#### TASK TO CARRY OUT
Repeat the data below exactly, dropping any pictures it holds.

#### DATA
━━━━━━━━
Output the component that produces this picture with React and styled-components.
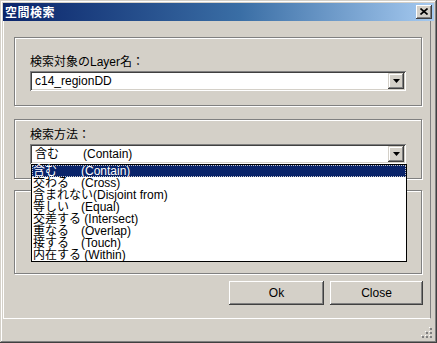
import React from 'react';
import styled, { createGlobalStyle } from 'styled-components';

const Global = createGlobalStyle`
  html, body { margin: 0; padding: 0; background: #d4d0c8; }
  body {
    font-family: "Liberation Sans", "Noto Sans CJK JP", sans-serif;
    font-size: 12px;
    color: #000;
  }
  * { box-sizing: border-box; }
`;

const Window = styled.div`
  width: 437px;
  height: 343px;
  padding: 3px;
  background: #d4d0c8;
  box-shadow: inset -1px -1px #404040, inset 1px 1px #d4d0c8,
    inset -2px -2px #808080, inset 2px 2px #ffffff;
  display: flex;
  flex-direction: column;
`;

const TitleBar = styled.div`
  height: 18px;
  flex: none;
  background: linear-gradient(to right, #0a246a 0%, #3a6ea5 55%, #a6caf0 100%);
  display: flex;
  align-items: center;
  justify-content: space-between;
  padding: 0 2px 0 2px;
`;

const Title = styled.span`
  color: #fff;
  font-family: "Noto Sans CJK JP", sans-serif;
  font-weight: 700;
  font-size: 12px;
  letter-spacing: 0.5px;
  line-height: 16px;
`;

const CloseBtn = styled.div`
  width: 16px;
  height: 14px;
  background: #d4d0c8;
  box-shadow: inset -1px -1px #404040, inset 1px 1px #ffffff,
    inset -2px -2px #808080;
  display: flex;
  align-items: center;
  justify-content: center;
  padding-bottom: 1px;
  padding-right: 1px;
`;

const Panel = styled.div`
  width: 428px;
  height: 298px;
  flex: none;
  border-left: 1px solid #ffffff;
  border-right: 1px solid #808080;
  border-bottom: 1px solid #ffffff;
  padding: 16px 8px 0 10px;
  display: flex;
  flex-direction: column;
`;

const Group = styled.div`
  position: relative;
  width: 408px;
  height: ${(p) => p.$h}px;
  margin-top: ${(p) => p.$mt || 0}px;
  border: 1px solid #808080;
  box-shadow: inset 1px 1px #ffffff, 1px 1px #ffffff;
  padding: ${(p) => p.$pt || 0}px 15px 0 15px;
  flex: none;
`;

const Label = styled.div`
  height: 12px;
  line-height: 12px;
  margin-bottom: 3px;
  white-space: pre;
`;

const ComboWrap = styled.div`
  position: relative;
  width: 376px;
`;

const Combo = styled.div`
  width: 376px;
  height: 20px;
  background: #ffffff;
  box-shadow: inset 1px 1px #808080, inset -1px -1px #ffffff,
    inset 2px 2px #404040, inset -2px -2px #d4d0c8;
  display: flex;
  align-items: center;
  justify-content: space-between;
  padding: 2px 2px 2px 5px;
`;

const ComboText = styled.span`
  white-space: pre;
  line-height: 12px;
`;

const DropBtn = styled.div`
  width: 16px;
  height: 16px;
  background: #d4d0c8;
  box-shadow: inset -1px -1px #404040, inset 1px 1px #d4d0c8,
    inset -2px -2px #808080, inset 2px 2px #ffffff;
  display: flex;
  align-items: center;
  justify-content: center;
`;

const List = styled.div`
  position: absolute;
  top: 100%;
  left: 1px;
  width: 376px;
  background: #ffffff;
  border: 1px solid #000000;
  z-index: 10;
`;

const Item = styled.div`
  height: 12px;
  line-height: 12px;
  padding-left: 1px;
  white-space: pre;
  background: ${(p) => (p.$sel ? '#0a246a' : '#ffffff')};
  color: ${(p) => (p.$sel ? '#ffffff' : '#000000')};
  outline: ${(p) => (p.$sel ? '1px dotted #c8c8c8' : 'none')};
  outline-offset: -1px;
`;

const ButtonRow = styled.div`
  display: flex;
  justify-content: flex-end;
  gap: 6px;
  margin-top: 7px;
  margin-right: -1px;
`;

const Button = styled.div`
  width: ${(p) => p.$w}px;
  height: 24px;
  background: #d4d0c8;
  box-shadow: inset -1px -1px #404040, inset 1px 1px #ffffff,
    inset -2px -2px #808080, inset 2px 2px #d4d0c8;
  display: flex;
  align-items: center;
  justify-content: center;
  line-height: 12px;
`;

const StatusBar = styled.div`
  flex: 1;
  display: flex;
  align-items: flex-end;
  justify-content: flex-end;
  padding: 0 1px 1px 0;
`;

const Arrow = () => (
  <svg width="7" height="4" viewBox="0 0 7 4">
    <path d="M0 0h7L3.5 4z" fill="#000" />
  </svg>
);

const XGlyph = () => (
  <svg width="8" height="7" viewBox="0 0 8 7">
    <path d="M0.5 0.5L7.5 6.5M7.5 0.5L0.5 6.5" stroke="#000" strokeWidth="1.6" />
  </svg>
);

const Grip = () => {
  const pts = [
    [9, 1],
    [5, 5], [9, 5],
    [1, 9], [5, 9], [9, 9],
  ];
  return (
    <svg width="12" height="12" viewBox="0 0 12 12">
      {pts.map(([x, y], i) => (
        <g key={i}>
          <rect x={x} y={y} width="2" height="2" fill="#808080" />
          <rect x={x - 1} y={y - 1} width="1" height="1" fill="#ffffff" />
        </g>
      ))}
    </svg>
  );
};

const items = [
  '含む　　(Contain)',
  '交わる　(Cross)',
  '含まれない(Disjoint from)',
  '等しい　(Equal)',
  '交差する (Intersect)',
  '重なる　(Overlap)',
  '接する　(Touch)',
  '内在する (Within)',
];

export default function App() {
  return (
    <>
      <Global />
      <Window>
        <TitleBar>
          <Title>空間検索</Title>
          <CloseBtn>
            <XGlyph />
          </CloseBtn>
        </TitleBar>
        <Panel>
          <Group $h={69} $pt={18}>
            <Label>検索対象のLayer名：</Label>
            <ComboWrap>
              <Combo>
                <ComboText>c14_regionDD</ComboText>
                <DropBtn>
                  <Arrow />
                </DropBtn>
              </Combo>
            </ComboWrap>
          </Group>
          <Group $h={60} $mt={13} $pt={9}>
            <Label>検索方法：</Label>
            <ComboWrap>
              <Combo>
                <ComboText>{items[0]}</ComboText>
                <DropBtn>
                  <Arrow />
                </DropBtn>
              </Combo>
              <List>
                {items.map((t, i) => (
                  <Item key={i} $sel={i === 0}>
                    {t}
                  </Item>
                ))}
              </List>
            </ComboWrap>
          </Group>
          <Group $h={84} $mt={11} $pt={18} />
          <ButtonRow>
            <Button $w={95}>Ok</Button>
            <Button $w={93}>Close</Button>
          </ButtonRow>
        </Panel>
        <StatusBar>
          <Grip />
        </StatusBar>
      </Window>
    </>
  );
}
━━━━━━━━
#### OUTPUT OF THE TASK
Output the component that produces this picture with React and styled-components.
import React from 'react';
import styled, { createGlobalStyle } from 'styled-components';

const Global = createGlobalStyle`
  html, body { margin: 0; padding: 0; background: #d4d0c8; }
  body {
    font-family: "Liberation Sans", "Noto Sans CJK JP", sans-serif;
    font-size: 12px;
    color: #000;
  }
  * { box-sizing: border-box; }
`;

const Window = styled.div`
  width: 437px;
  height: 343px;
  padding: 3px;
  background: #d4d0c8;
  box-shadow: inset -1px -1px #404040, inset 1px 1px #d4d0c8,
    inset -2px -2px #808080, inset 2px 2px #ffffff;
  display: flex;
  flex-direction: column;
`;

const TitleBar = styled.div`
  height: 18px;
  flex: none;
  background: linear-gradient(to right, #0a246a 0%, #3a6ea5 55%, #a6caf0 100%);
  display: flex;
  align-items: center;
  justify-content: space-between;
  padding: 0 2px 0 2px;
`;

const Title = styled.span`
  color: #fff;
  font-family: "Noto Sans CJK JP", sans-serif;
  font-weight: 700;
  font-size: 12px;
  letter-spacing: 0.5px;
  line-height: 16px;
`;

const CloseBtn = styled.div`
  width: 16px;
  height: 14px;
  background: #d4d0c8;
  box-shadow: inset -1px -1px #404040, inset 1px 1px #ffffff,
    inset -2px -2px #808080;
  display: flex;
  align-items: center;
  justify-content: center;
  padding-bottom: 1px;
  padding-right: 1px;
`;

const Panel = styled.div`
  width: 428px;
  height: 298px;
  flex: none;
  border-left: 1px solid #ffffff;
  border-right: 1px solid #808080;
  border-bottom: 1px solid #ffffff;
  padding: 16px 8px 0 10px;
  display: flex;
  flex-direction: column;
`;

const Group = styled.div`
  position: relative;
  width: 408px;
  height: ${(p) => p.$h}px;
  margin-top: ${(p) => p.$mt || 0}px;
  border: 1px solid #808080;
  box-shadow: inset 1px 1px #ffffff, 1px 1px #ffffff;
  padding: ${(p) => p.$pt || 0}px 15px 0 15px;
  flex: none;
`;

const Label = styled.div`
  height: 12px;
  line-height: 12px;
  margin-bottom: 3px;
  white-space: pre;
`;

const ComboWrap = styled.div`
  position: relative;
  width: 376px;
`;

const Combo = styled.div`
  width: 376px;
  height: 20px;
  background: #ffffff;
  box-shadow: inset 1px 1px #808080, inset -1px -1px #ffffff,
    inset 2px 2px #404040, inset -2px -2px #d4d0c8;
  display: flex;
  align-items: center;
  justify-content: space-between;
  padding: 2px 2px 2px 5px;
`;

const ComboText = styled.span`
  white-space: pre;
  line-height: 12px;
`;

const DropBtn = styled.div`
  width: 16px;
  height: 16px;
  background: #d4d0c8;
  box-shadow: inset -1px -1px #404040, inset 1px 1px #d4d0c8,
    inset -2px -2px #808080, inset 2px 2px #ffffff;
  display: flex;
  align-items: center;
  justify-content: center;
`;

const List = styled.div`
  position: absolute;
  top: 100%;
  left: 1px;
  width: 376px;
  background: #ffffff;
  border: 1px solid #000000;
  z-index: 10;
`;

const Item = styled.div`
  height: 12px;
  line-height: 12px;
  padding-left: 1px;
  white-space: pre;
  background: ${(p) => (p.$sel ? '#0a246a' : '#ffffff')};
  color: ${(p) => (p.$sel ? '#ffffff' : '#000000')};
  outline: ${(p) => (p.$sel ? '1px dotted #c8c8c8' : 'none')};
  outline-offset: -1px;
`;

const ButtonRow = styled.div`
  display: flex;
  justify-content: flex-end;
  gap: 6px;
  margin-top: 7px;
  margin-right: -1px;
`;

const Button = styled.div`
  width: ${(p) => p.$w}px;
  height: 24px;
  background: #d4d0c8;
  box-shadow: inset -1px -1px #404040, inset 1px 1px #ffffff,
    inset -2px -2px #808080, inset 2px 2px #d4d0c8;
  display: flex;
  align-items: center;
  justify-content: center;
  line-height: 12px;
`;

const StatusBar = styled.div`
  flex: 1;
  display: flex;
  align-items: flex-end;
  justify-content: flex-end;
  padding: 0 1px 1px 0;
`;

const Arrow = () => (
  <svg width="7" height="4" viewBox="0 0 7 4">
    <path d="M0 0h7L3.5 4z" fill="#000" />
  </svg>
);

const XGlyph = () => (
  <svg width="8" height="7" viewBox="0 0 8 7">
    <path d="M0.5 0.5L7.5 6.5M7.5 0.5L0.5 6.5" stroke="#000" strokeWidth="1.6" />
  </svg>
);

const Grip = () => {
  const pts = [
    [9, 1],
    [5, 5], [9, 5],
    [1, 9], [5, 9], [9, 9],
  ];
  return (
    <svg width="12" height="12" viewBox="0 0 12 12">
      {pts.map(([x, y], i) => (
        <g key={i}>
          <rect x={x} y={y} width="2" height="2" fill="#808080" />
          <rect x={x - 1} y={y - 1} width="1" height="1" fill="#ffffff" />
        </g>
      ))}
    </svg>
  );
};

const items = [
  '含む　　(Contain)',
  '交わる　(Cross)',
  '含まれない(Disjoint from)',
  '等しい　(Equal)',
  '交差する (Intersect)',
  '重なる　(Overlap)',
  '接する　(Touch)',
  '内在する (Within)',
];

export default function App() {
  return (
    <>
      <Global />
      <Window>
        <TitleBar>
          <Title>空間検索</Title>
          <CloseBtn>
            <XGlyph />
          </CloseBtn>
        </TitleBar>
        <Panel>
          <Group $h={69} $pt={18}>
            <Label>検索対象のLayer名：</Label>
            <ComboWrap>
              <Combo>
                <ComboText>c14_regionDD</ComboText>
                <DropBtn>
                  <Arrow />
                </DropBtn>
              </Combo>
            </ComboWrap>
          </Group>
          <Group $h={60} $mt={13} $pt={9}>
            <Label>検索方法：</Label>
            <ComboWrap>
              <Combo>
                <ComboText>{items[0]}</ComboText>
                <DropBtn>
                  <Arrow />
                </DropBtn>
              </Combo>
              <List>
                {items.map((t, i) => (
                  <Item key={i} $sel={i === 0}>
                    {t}
                  </Item>
                ))}
              </List>
            </ComboWrap>
          </Group>
          <Group $h={84} $mt={11} $pt={18} />
          <ButtonRow>
            <Button $w={95}>Ok</Button>
            <Button $w={93}>Close</Button>
          </ButtonRow>
        </Panel>
        <StatusBar>
          <Grip />
        </StatusBar>
      </Window>
    </>
  );
}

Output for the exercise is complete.